_Written instruction:_ Retype word for word the first line of the listing and each line after it up to the line with "import React from", with the pictures taken out.

** START OF Raw data **

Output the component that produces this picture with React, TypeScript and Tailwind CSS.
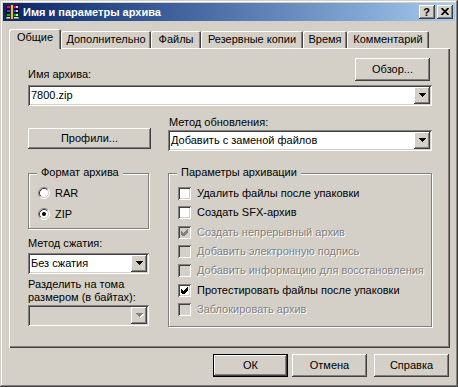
import React from "react";

const raised =
  "shadow-[inset_-1px_-1px_0_#404040,inset_1px_1px_0_#ffffff,inset_-2px_-2px_0_#808080,inset_2px_2px_0_#d4d0c8]";
const sunken =
  "shadow-[inset_1px_1px_0_#808080,inset_-1px_-1px_0_#ffffff,inset_2px_2px_0_#404040,inset_-2px_-2px_0_#d4d0c8]";
const disabledText = "text-[#808080] [text-shadow:1px_1px_0_#ffffff]";

function WinRarIcon() {
  return (
    <svg width="16" height="16" viewBox="0 0 16 16" shapeRendering="crispEdges">
      <rect x="1" y="1" width="13" height="4" fill="#400040" />
      <rect x="2" y="2" width="11" height="2" fill="#c0207a" />
      <rect x="11" y="2" width="2" height="2" fill="#f0d0e0" />
      <rect x="1" y="5" width="13" height="4" fill="#000040" />
      <rect x="2" y="6" width="11" height="2" fill="#3050e0" />
      <rect x="11" y="6" width="2" height="2" fill="#d0d8ff" />
      <rect x="1" y="9" width="13" height="4" fill="#003000" />
      <rect x="2" y="10" width="11" height="2" fill="#20a030" />
      <rect x="11" y="10" width="2" height="2" fill="#d0f0d0" />
      <rect x="1" y="13" width="13" height="2" fill="#808080" />
      <rect x="2" y="13" width="11" height="1" fill="#e0e0e0" />
      <rect x="5" y="0" width="4" height="16" fill="#403010" />
      <rect x="6" y="1" width="2" height="14" fill="#d8b870" />
    </svg>
  );
}

function Arrow({ disabled }: { disabled?: boolean }) {
  const shape = (c: string, dx: number, dy: number) => (
    <g fill={c} transform={`translate(${dx} ${dy})`}>
      <rect x="0" y="0" width="7" height="1" />
      <rect x="1" y="1" width="5" height="1" />
      <rect x="2" y="2" width="3" height="1" />
      <rect x="3" y="3" width="1" height="1" />
    </g>
  );
  return (
    <svg width="8" height="5" viewBox="0 0 8 5" shapeRendering="crispEdges">
      {disabled && shape("#ffffff", 1, 1)}
      {shape(disabled ? "#808080" : "#000000", 0, 0)}
    </svg>
  );
}

function Combo({ text, disabled, className }: { text?: string; disabled?: boolean; className: string }) {
  return (
    <div className={`${className} h-[21px] flex p-[2px] ${sunken} ${disabled ? "bg-[#d4d0c8]" : "bg-white"}`}>
      <div className="flex-1 flex items-center pl-[1px] whitespace-nowrap overflow-hidden">{text}</div>
      <div className={`w-[16px] h-[17px] bg-[#d4d0c8] flex items-center justify-center pl-[1px] ${raised}`}>
        <Arrow disabled={disabled} />
      </div>
    </div>
  );
}

function Button({ children, className, isDefault }: { children: React.ReactNode; className: string; isDefault?: boolean }) {
  return (
    <div
      className={`${className} bg-[#d4d0c8] flex items-center justify-center ${
        isDefault
          ? "shadow-[inset_0_0_0_1px_#000000,inset_-2px_-2px_0_#404040,inset_2px_2px_0_#ffffff,inset_-3px_-3px_0_#808080]"
          : raised
      }`}
    >
      {children}
    </div>
  );
}

function Radio({ checked }: { checked?: boolean }) {
  return (
    <svg width="12" height="12" viewBox="0 0 12 12">
      <circle cx="6" cy="6" r="4.2" fill="#ffffff" />
      <path d="M2.11 9.89 A5.5 5.5 0 0 1 9.89 2.11" stroke="#808080" fill="none" strokeWidth="1" />
      <path d="M9.89 2.11 A5.5 5.5 0 0 1 2.11 9.89" stroke="#ffffff" fill="none" strokeWidth="1" />
      <path d="M2.82 9.18 A4.5 4.5 0 0 1 9.18 2.82" stroke="#404040" fill="none" strokeWidth="1" />
      <path d="M9.18 2.82 A4.5 4.5 0 0 1 2.82 9.18" stroke="#d4d0c8" fill="none" strokeWidth="1" />
      {checked && <circle cx="6" cy="6" r="2" fill="#000000" />}
    </svg>
  );
}

function CheckBox({ checked, disabled }: { checked?: boolean; disabled?: boolean }) {
  return (
    <div className={`w-[13px] h-[13px] shrink-0 flex items-center justify-center ${sunken} ${disabled ? "bg-[#d4d0c8]" : "bg-white"}`}>
      {checked && (
        <svg width="7" height="7" viewBox="0 0 7 7" shapeRendering="crispEdges">
          <path d="M0 2 L2 4 L6 0 L7 0 L7 3 L2 8 L0 5 Z" fill={disabled ? "#808080" : "#000000"} />
        </svg>
      )}
    </div>
  );
}

const checks = [
  { label: "Удалить файлы после упаковки", h: "h-[19px]" },
  { label: "Создать SFX-архив", h: "h-[20px]" },
  { label: "Создать непрерывный архив", h: "h-[19px]", checked: true, disabled: true },
  { label: "Добавить электронную подпись", h: "h-[19px]", disabled: true },
  { label: "Добавить информацию для восстановления", h: "h-[20px]", disabled: true },
  { label: "Протестировать файлы после упаковки", h: "h-[19px]", checked: true },
  { label: "Заблокировать архив", h: "h-[13px]", disabled: true },
];

const tabs = [
  { label: "Дополнительно", w: "w-[90px]" },
  { label: "Файлы", w: "w-[50px]" },
  { label: "Резервные копии", w: "w-[102px]" },
  { label: "Время", w: "w-[44px]" },
  { label: "Комментарий", w: "w-[82px]" },
];

const groupBox = "relative border border-[#808080] shadow-[inset_1px_1px_0_#ffffff,1px_1px_0_#ffffff]";

export default function App() {
  return (
    <div className="w-[458px] h-[387px] bg-[#d4d0c8] p-[3px] flex flex-col font-['Liberation_Sans',Arial,sans-serif] text-[11px] leading-[13px] text-black overflow-hidden select-none shadow-[inset_-1px_-1px_0_#404040,inset_1px_1px_0_#d4d0c8,inset_-2px_-2px_0_#808080,inset_2px_2px_0_#ffffff]">
      {/* Title bar */}
      <div className="h-[18px] shrink-0 flex items-center bg-linear-to-r from-[#0a246a] to-[#a6caf0] px-[2px]">
        <WinRarIcon />
        <span className="ml-[2px] text-white font-bold text-[11px] leading-[13px]">Имя и параметры архива</span>
        <div className="ml-auto flex gap-[2px]">
          <div className={`w-[16px] h-[14px] bg-[#d4d0c8] flex items-center justify-center ${raised}`}>
            <span className="font-bold text-[11px] leading-[11px] pr-[1px]">?</span>
          </div>
          <div className={`w-[16px] h-[14px] bg-[#d4d0c8] flex items-center justify-center ${raised}`}>
            <svg width="8" height="7" viewBox="0 0 8 7" className="mb-[1px]">
              <path d="M0.5 0 L7.5 7 M7.5 0 L0.5 7" stroke="#000000" strokeWidth="1.7" />
            </svg>
          </div>
        </div>
      </div>

      {/* Tabs */}
      <div className="mt-[8px] h-[19px] shrink-0 flex items-end pl-[6px]">
        <div className="relative z-10 w-[52px] h-[20px] -mb-px bg-[#d4d0c8] rounded-t-[2px] flex justify-center pt-[2px] shadow-[inset_1px_1px_0_#ffffff,inset_-1px_0_0_#404040,inset_-2px_0_0_#808080]">
          Общие
        </div>
        {tabs.map((t) => (
          <div
            key={t.label}
            className={`${t.w} h-[17px] bg-[#d4d0c8] rounded-t-[2px] flex justify-center pt-[2px] whitespace-nowrap shadow-[inset_1px_1px_0_#ffffff,inset_-1px_0_0_#404040,inset_-2px_0_0_#808080]`}
          >
            {t.label}
          </div>
        ))}
      </div>

      {/* Panel */}
      <div className="ml-[6px] w-[441px] h-[300px] shrink-0 pl-[19px] pr-[18px] pt-[10px] flex flex-col shadow-[inset_1px_1px_0_#ffffff,inset_-1px_-1px_0_#404040,inset_-2px_-2px_0_#808080]">
        <div className="h-[23px] flex items-end justify-between">
          <span>Имя архива:</span>
          <Button className="w-[75px] h-[23px] mr-[2px]">Обзор...</Button>
        </div>
        <Combo className="mt-[4px] w-full" text="7800.zip" />

        <div className="mt-[10px] flex gap-[19px]">
          <div className="w-[121px]">
            <Button className="mt-[12px] w-[123px] h-[21px]">Профили...</Button>
          </div>
          <div className="w-[264px] flex flex-col">
            <span className="ml-[1px]">Метод обновления:</span>
            <Combo className="mt-[1px] w-full" text="Добавить с заменой файлов" />
          </div>
        </div>

        <div className="mt-[22px] flex gap-[19px] items-start">
          <div className="w-[121px] flex flex-col">
            <div className={`${groupBox} w-[121px] h-[56px] pl-[9px] pt-[13px]`}>
              <span className="absolute left-[8px] top-[-8px] px-[4px] bg-[#d4d0c8]">Формат архива</span>
              <div className="h-[21px] flex items-start">
                <Radio />
                <span className="ml-[5px]">RAR</span>
              </div>
              <div className="h-[13px] flex items-start">
                <Radio checked />
                <span className="ml-[5px]">ZIP</span>
              </div>
            </div>
            <span className="mt-[8px]">Метод сжатия:</span>
            <Combo className="mt-[3px] w-[121px]" text="Без сжатия" />
            <span className="mt-[4px]">
              Разделить на тома
              <br />
              размером (в байтах):
            </span>
            <Combo className="mt-[1px] w-[121px]" disabled />
          </div>

          <div className={`${groupBox} w-[264px] h-[154px] pl-[9px] pt-[13px] flex flex-col`}>
            <span className="absolute left-[8px] top-[-8px] px-[4px] bg-[#d4d0c8]">Параметры архивации</span>
            {checks.map((c) => (
              <div key={c.label} className={`${c.h} flex items-start shrink-0`}>
                <CheckBox checked={c.checked} disabled={c.disabled} />
                <span className={`ml-[6px] whitespace-nowrap ${c.disabled ? disabledText : ""}`}>{c.label}</span>
              </div>
            ))}
          </div>
        </div>
      </div>

      {/* Bottom buttons */}
      <div className="mt-[6px] h-[23px] flex shrink-0">
        <Button isDefault className="ml-[210px] w-[75px] h-[23px]">
          ОК
        </Button>
        <Button className="ml-[4px] w-[75px] h-[23px]">Отмена</Button>
        <Button className="ml-[7px] w-[75px] h-[23px]">Справка</Button>
      </div>
    </div>
  );
}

** END OF Raw data **

_Problem solution:_
Output the component that produces this picture with React, TypeScript and Tailwind CSS.
import React from "react";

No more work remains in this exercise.